▶ [Exercise instructions] Of all the lines in these entries, how many contain the string "components"? Give only that count.

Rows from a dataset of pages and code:
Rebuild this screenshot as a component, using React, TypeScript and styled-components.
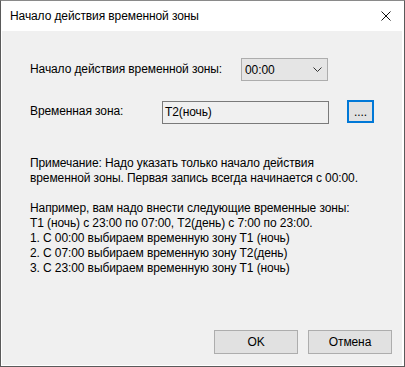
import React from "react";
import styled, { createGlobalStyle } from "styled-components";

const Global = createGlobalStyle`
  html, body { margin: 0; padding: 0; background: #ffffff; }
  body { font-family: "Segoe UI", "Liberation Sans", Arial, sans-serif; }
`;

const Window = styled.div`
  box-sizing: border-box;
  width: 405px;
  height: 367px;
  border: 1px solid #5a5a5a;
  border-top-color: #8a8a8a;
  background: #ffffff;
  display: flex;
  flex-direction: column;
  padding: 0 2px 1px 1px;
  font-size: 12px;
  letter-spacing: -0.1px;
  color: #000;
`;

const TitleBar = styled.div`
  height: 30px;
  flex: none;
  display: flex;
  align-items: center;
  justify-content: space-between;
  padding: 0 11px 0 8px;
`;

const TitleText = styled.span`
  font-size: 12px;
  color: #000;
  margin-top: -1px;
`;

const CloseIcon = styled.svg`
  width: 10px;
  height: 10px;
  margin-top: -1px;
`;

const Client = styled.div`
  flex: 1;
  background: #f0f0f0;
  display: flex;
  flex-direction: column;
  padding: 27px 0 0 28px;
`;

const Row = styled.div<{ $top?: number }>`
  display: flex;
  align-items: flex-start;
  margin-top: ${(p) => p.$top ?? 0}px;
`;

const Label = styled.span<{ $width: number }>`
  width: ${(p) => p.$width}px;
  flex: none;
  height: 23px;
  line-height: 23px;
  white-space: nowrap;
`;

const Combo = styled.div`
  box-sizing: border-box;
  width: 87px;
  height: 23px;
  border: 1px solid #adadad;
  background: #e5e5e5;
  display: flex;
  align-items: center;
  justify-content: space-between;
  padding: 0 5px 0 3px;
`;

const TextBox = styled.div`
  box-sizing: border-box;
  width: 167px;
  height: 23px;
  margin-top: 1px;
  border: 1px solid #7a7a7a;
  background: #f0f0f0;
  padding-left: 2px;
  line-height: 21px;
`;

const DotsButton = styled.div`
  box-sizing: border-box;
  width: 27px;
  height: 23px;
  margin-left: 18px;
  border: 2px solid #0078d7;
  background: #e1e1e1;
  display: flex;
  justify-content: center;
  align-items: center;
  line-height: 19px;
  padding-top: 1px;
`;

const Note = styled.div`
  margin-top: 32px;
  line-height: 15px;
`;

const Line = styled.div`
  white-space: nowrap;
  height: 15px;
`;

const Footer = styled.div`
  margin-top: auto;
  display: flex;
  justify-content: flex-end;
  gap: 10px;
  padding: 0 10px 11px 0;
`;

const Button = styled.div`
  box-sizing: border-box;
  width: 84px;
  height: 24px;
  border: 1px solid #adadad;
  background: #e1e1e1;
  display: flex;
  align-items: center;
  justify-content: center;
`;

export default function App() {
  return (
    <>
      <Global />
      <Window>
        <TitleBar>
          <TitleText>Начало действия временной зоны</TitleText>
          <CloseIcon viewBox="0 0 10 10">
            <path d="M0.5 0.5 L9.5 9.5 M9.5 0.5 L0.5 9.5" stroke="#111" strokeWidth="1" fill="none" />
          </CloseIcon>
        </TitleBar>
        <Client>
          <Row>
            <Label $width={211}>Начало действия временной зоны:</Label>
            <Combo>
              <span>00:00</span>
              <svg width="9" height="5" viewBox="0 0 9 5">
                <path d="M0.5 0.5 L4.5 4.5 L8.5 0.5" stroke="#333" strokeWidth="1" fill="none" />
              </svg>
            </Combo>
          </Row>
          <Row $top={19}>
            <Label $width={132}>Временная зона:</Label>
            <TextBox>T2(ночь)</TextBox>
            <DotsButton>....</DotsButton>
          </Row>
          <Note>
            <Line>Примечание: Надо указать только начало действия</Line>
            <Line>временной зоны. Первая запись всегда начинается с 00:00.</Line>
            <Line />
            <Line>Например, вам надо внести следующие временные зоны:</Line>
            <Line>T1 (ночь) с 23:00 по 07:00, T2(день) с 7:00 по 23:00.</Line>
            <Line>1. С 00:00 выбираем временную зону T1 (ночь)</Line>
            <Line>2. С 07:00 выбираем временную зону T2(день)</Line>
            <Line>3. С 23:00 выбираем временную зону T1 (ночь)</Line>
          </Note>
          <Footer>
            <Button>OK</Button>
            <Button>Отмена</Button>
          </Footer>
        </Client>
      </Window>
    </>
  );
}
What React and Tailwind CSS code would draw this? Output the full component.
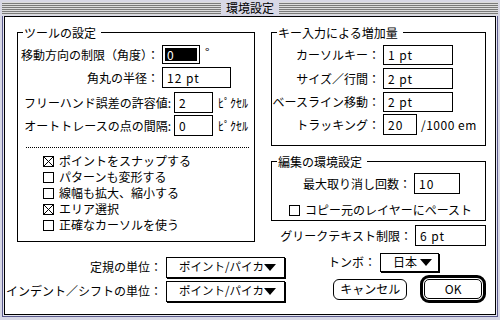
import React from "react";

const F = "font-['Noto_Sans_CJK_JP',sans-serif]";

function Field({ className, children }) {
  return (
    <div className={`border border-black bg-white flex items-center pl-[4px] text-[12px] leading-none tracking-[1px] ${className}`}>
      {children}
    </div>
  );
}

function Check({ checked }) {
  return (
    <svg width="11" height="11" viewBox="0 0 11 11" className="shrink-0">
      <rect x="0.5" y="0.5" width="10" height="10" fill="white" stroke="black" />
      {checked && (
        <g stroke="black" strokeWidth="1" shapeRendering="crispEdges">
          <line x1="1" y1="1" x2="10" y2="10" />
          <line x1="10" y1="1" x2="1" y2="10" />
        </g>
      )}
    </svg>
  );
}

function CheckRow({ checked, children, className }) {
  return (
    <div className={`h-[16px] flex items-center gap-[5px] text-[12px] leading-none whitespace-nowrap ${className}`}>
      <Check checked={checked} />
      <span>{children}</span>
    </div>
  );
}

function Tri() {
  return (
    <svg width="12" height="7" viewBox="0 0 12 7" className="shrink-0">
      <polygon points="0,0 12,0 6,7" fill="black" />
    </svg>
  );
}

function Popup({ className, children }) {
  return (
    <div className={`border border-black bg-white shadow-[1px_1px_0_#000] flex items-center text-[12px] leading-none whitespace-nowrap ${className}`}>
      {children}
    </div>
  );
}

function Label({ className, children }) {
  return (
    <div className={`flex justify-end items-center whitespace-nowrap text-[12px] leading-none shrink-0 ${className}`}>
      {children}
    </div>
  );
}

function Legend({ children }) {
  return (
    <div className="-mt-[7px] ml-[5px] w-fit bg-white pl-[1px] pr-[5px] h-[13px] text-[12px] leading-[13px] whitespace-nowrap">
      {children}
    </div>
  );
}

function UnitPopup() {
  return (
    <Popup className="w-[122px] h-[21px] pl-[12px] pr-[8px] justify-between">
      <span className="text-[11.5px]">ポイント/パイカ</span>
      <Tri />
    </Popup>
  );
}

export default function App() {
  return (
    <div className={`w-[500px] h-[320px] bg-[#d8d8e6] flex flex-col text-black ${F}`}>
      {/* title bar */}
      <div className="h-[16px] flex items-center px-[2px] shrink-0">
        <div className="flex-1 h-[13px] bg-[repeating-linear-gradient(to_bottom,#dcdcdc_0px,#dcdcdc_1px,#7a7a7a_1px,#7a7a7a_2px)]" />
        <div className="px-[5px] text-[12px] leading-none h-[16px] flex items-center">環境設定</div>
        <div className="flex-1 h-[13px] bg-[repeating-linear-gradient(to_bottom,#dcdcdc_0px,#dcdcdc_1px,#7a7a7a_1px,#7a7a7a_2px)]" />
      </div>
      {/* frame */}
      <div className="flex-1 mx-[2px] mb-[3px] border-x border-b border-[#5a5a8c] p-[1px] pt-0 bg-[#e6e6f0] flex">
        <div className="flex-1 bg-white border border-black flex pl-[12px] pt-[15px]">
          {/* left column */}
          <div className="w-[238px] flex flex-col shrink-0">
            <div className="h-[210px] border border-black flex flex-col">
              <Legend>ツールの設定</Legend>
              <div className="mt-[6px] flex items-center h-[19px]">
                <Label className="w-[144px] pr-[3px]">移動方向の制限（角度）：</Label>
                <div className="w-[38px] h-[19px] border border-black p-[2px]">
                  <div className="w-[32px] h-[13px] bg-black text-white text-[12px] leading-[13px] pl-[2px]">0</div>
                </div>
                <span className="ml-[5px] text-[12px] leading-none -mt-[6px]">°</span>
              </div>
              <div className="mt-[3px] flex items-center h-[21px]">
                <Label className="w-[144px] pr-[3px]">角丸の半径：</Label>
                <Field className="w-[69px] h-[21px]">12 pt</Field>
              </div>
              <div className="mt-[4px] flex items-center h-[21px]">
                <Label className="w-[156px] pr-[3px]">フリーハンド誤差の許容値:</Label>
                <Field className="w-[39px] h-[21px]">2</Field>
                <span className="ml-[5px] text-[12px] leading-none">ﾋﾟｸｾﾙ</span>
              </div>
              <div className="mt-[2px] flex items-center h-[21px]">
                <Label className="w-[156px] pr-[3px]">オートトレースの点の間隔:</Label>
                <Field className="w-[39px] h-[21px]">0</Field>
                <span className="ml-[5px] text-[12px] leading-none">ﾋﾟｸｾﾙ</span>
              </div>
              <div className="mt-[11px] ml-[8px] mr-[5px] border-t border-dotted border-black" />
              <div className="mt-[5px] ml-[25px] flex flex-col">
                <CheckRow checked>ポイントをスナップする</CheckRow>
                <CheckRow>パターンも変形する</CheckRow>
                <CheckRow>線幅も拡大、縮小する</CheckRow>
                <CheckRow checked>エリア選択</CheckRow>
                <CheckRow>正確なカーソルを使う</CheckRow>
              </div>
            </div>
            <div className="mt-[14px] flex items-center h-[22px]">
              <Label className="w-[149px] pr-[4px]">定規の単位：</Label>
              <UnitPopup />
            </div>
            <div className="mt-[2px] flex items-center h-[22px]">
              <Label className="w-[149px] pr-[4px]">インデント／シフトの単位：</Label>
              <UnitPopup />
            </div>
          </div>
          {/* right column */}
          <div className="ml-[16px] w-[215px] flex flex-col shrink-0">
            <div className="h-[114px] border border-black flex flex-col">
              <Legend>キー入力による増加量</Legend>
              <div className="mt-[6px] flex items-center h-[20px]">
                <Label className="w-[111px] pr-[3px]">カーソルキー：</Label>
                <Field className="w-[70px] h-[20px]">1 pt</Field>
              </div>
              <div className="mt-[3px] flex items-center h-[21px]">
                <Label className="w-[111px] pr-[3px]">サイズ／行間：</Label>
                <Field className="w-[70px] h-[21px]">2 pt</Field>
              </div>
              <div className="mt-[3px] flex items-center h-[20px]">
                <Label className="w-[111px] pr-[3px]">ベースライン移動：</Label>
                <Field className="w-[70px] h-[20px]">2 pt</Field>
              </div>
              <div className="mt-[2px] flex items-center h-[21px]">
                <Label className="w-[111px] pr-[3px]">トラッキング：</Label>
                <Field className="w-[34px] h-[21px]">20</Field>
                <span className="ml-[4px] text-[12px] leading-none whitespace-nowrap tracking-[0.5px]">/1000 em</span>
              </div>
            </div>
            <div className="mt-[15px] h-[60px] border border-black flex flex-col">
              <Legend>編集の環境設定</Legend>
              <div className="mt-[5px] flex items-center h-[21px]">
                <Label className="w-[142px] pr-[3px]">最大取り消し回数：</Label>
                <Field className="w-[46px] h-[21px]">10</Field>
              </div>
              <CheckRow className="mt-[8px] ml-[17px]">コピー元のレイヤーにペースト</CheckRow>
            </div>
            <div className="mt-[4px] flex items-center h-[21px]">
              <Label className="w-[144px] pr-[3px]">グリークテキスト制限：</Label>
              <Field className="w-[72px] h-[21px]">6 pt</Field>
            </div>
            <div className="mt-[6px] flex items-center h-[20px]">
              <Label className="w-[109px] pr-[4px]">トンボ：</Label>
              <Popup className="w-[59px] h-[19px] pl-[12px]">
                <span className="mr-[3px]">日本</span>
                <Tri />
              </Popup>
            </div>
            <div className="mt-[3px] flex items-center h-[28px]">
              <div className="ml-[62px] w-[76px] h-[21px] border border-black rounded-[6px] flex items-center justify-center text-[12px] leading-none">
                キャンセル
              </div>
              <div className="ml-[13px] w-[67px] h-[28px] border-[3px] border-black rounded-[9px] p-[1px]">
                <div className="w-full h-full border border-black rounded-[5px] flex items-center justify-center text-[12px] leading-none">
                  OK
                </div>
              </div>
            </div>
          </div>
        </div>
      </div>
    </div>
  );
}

▶ [Solution to this exercise] 2